Biomass Energy: How It Works, Advantages, Disadvantages, and More
How does biomass energy work? We're delving into the science behind this age-old energy source, as well as its advantages and disadvantages.
In a perfect world, society would stop relying on fossil fuels tomorrow — not only are fossil fuels nonrenewable, but utilizing them for energy wreaks havoc on the environment, serving as the leading cause of global warming. While an immediate transition to clean energy sources — such as solar or wind — would be ideal, doing so is much harder than it sounds, which is why many are resorting to biomass energy as a "transitional fuel source."
How does biomass energy work? What are the advantages and disadvantages of utilizing biomass energy? Keep reading for the full rundown on this age-old energy source that is becoming increasingly popular as we continue seeking out an easy way to transition away from fossil fuels to 100 percent clean sources, such as solar and wind energy.
What is biomass energy, and how does it work?
Biomass is considered to be an organic and renewable energy source that many believe will serve as a reliable "transition" from fossil fuels to cleaner sources, such as solar and wind energy. According to the U.S. Energy Information Administration, biomass is the energy plants derive from the sun when they undergo photosynthesis to grow. Humans are then able to utilize that energy by burning the plants, whether they are wood or wood waste, crops and waste materials, or other natural materials.
The energy derived from the burning plants can be used directly for heat and for cooking, or it can undergo processing to be converted to liquid or gaseous energy. It was the most popular mode of energy consumption until the mid 1800s, and still serves as fuel for emerging nations across the globe. Using biomass energy in lieu of nonrenewable sources has become increasingly popular for transportation and electricity, amounting to about 5 percent of energy used in the U.S. annually.
What are the advantages of biomass energy?

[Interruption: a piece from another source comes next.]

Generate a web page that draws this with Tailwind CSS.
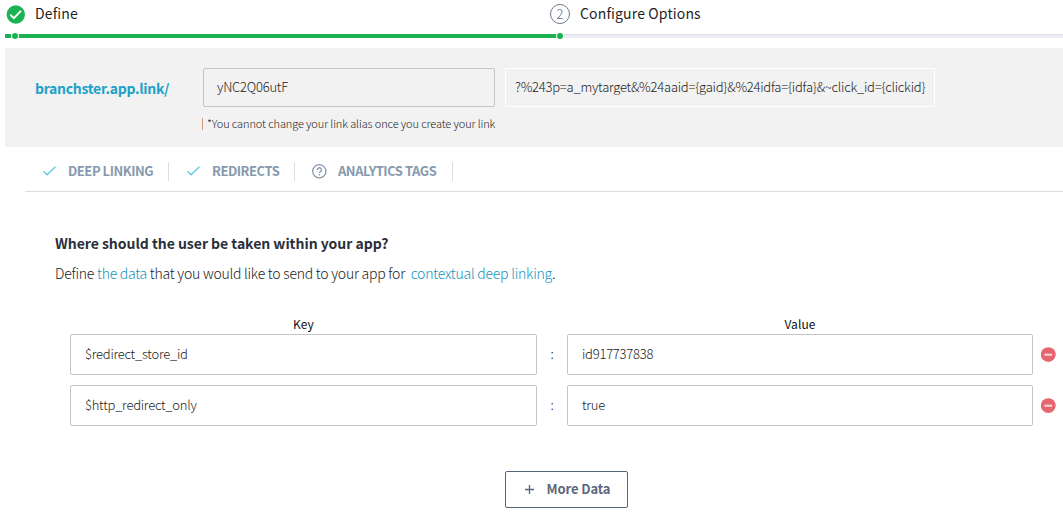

As previously mentioned, biomass is a cleaner and organic renewable energy source. According to National Geographic, it's efficient, because plants and algae can grow in a relatively short amount of time, and other sources — such as timber trees — can be made available consistently and in an eco-friendly manner, if they are grown and looked after in a sustainable manner.
Sustainably-farmed crops, plants, and trees can also lower carbon emissions in the air, as they're able to absorb carbon dioxide on their own. Certain varieties such as switchgrass are cheap and easy to grow, and can serve as a food source for livestock, while harvesting biomass is also easier and more efficient, as a certain amount can be used as needed, without having to let any go to waste.
What are the disadvantages of biomass energy?
Although biomass is certainly cleaner than nonrenewable sources, it has various shortcomings — certain types have to be fortified with fossil fuels, according to Syntech Bioenergy, because they aren't strong enough on their own, while burning materials is yet another way in which carbon dioxide is released into the atmosphere. Meanwhile, many worry relying on it too much may result in an influx of deforestation, another leading contributor to global warming.
Hopefully we are able to transition to solar and wind energy sooner rather than later, but in the meantime, utilizing biomass energy could ultimately serve as a solid transitional energy source.